Karl Schledwitz

Monogram Food Solutions

A serial entrepreneur — that’s how Karl Schledwitz describes himself as he looks back on a successful career. “The whole spirit of controlling and owning your own destiny is invigorating and intellectually stimulating to me,” Schledwitz says. “I respond to the challenges of creating something new.

That same spirit urged the 60-year-old Bluff City native to join forces with partner Wes Jackson in 2004 and purchase King Cotton and Circle B Brand foods, both originally Memphis brands, from Sara Lee Corporation of Chicago. Today, those two brands are among the leaders in retail sales of processed meats in the 

Mid-South. And the company itself, Monogram Food Solutions — which now owns 10 brands, is headquartered in East Memphis, and operates manufacturing plants in Indiana, Minnesota, and Virginia — has almost tripled in size. “Good, stable job creation has been very rewarding,” says Schledwitz. “In every facility we’ve acquired, they were losing money, and people’s security was bleak. Now we employ about 900 at the three plants, and we’ve created 50 high-paying jobs here in Memphis. National sales are orchestrated here, along with human resources, marketing, financial operations, and acquisitions.”

Schledwitz recalls some questionable decisions and tough times along the way. “At first we were doing a lot of celebrity branding,” he says, “and, very candidly, none of that worked. We reinvented ourselves in 2006, and in 2007 we made our first profit. The following year, things really fell off the radar again with $4-a-gallon gasoline.” By cutting expenses and slashing pay from 5 to 20 percent, he says, “We did what it took to sacrifice and survive.”

More recently, business has been on the upswing, and Monogram’s shareholders have approved a $12 million expansion. “Our goal is to be at $60 million in cash flow,” says Schledwitz. “Achieving that goal will require significant growth, two-thirds of it through acquisitions.”

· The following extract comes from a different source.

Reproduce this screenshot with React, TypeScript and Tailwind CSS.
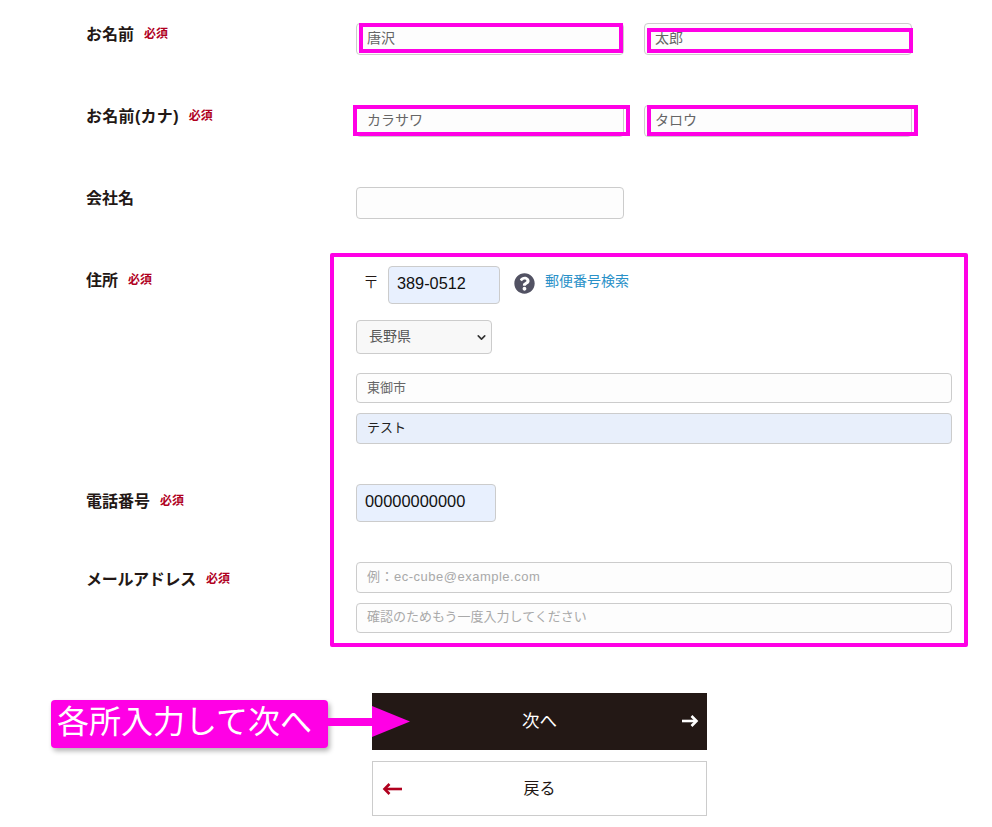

An attorney by training with a strong history of raising venture capital — “You can never have too much,” he says — this CEO has founded, grown, and sold several successful businesses and has been involved with the redevelopment of such areas as Overton Square and One Commerce Square downtown. His financial background and connections have been key to growing Monogram Food Solutions, 90 percent of whose investors are deep-pocketed Memphians. “Having a track record helps,” he acknowledges. “Raising money is all about building strong relationships.” 

Schledwitz also knows the risks involved with what he calls “OPM — other people’s money” — and that some investments, at one time or another, can take a hit. “But if you’re consistent in sharing the bad news as much as you share the good news, people understand,” he says. “You have to be transparent and totally candid.”

Often working 10-hour days, including Saturdays and Sundays — after attending services at Lindenwood Christian — Schledwitz surrounds himself with employees who possess the same passion. “People selection is so important to what I do,” he says. “We want partners or associates with that entrepreneurial spirit.”

While challenges clearly drive Schledwitz, he says his prime personal motivator is family — his wife, who’s also his business partner, and two daughters, ages 27 and 24. “I love what I do,” he says, but, he adds, at the end of the day, “my family’s happiness is first and foremost.”


Name: Karl Schledwitz

Company: Monogram Food Solutions

Founded: 2004

Address: 930 South White Station Road

Services Provided: Food manufacturing

How Long With Company: Since the beginning

Number of Employees: 900, including 55 in Memphis

What makes a good CEO: “Communication skills are critical. Being able to listen and to surround yourself with the best talent available are the best components of success.”